This week’s Spotlight on Scholarship features Eveline Houtman’s article “‘Mind-Blowing’: Fostering self-regulated learning in information literacy instruction”, published in Communications in Information Literacy in Volume 9, Issue 1, 2015, pp. 6-18.
This article introduces the concept of self-regulated learning, from the field of education, and connects it to the Framework. Self-regulated learning refers to the aspects of the learning process that affect and are affected by the learner’s attitudes, motivations, habits, and metacognition, and ultimately centers the learner and their process over the material to be learned. Houtman shares her own process of discovering self-regulated learning through engagement with the Scholarship of Teaching and Learning (SoTL) community, and using it to improve a four-part information literacy workshop series on her campus.

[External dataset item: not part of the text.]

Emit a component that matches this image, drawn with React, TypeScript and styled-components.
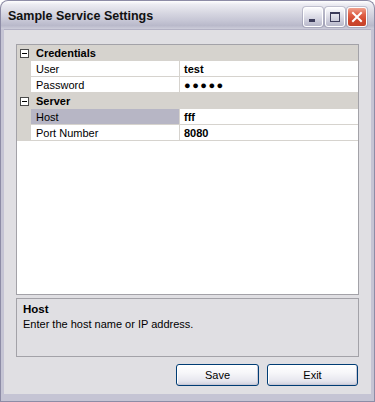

By describing in detail how each workshop already addressed the frames, as well as ways the frames might be used to develop each workshop further with the goal of increasing the opportunities for self-regulated learning and reflection in students, this article offers a valuable approach to using the Framework as a tool for pedagogical design.
Eveline Houtman is Coordinator of Undergraduate Library Instruction at University of Toronto Libraries.
The “Framework Spotlight on Scholarship” column is a weekly post series highlighting scholarship that uses, builds on, critiques, or responds to the Framework for Information Literacy for Higher Education.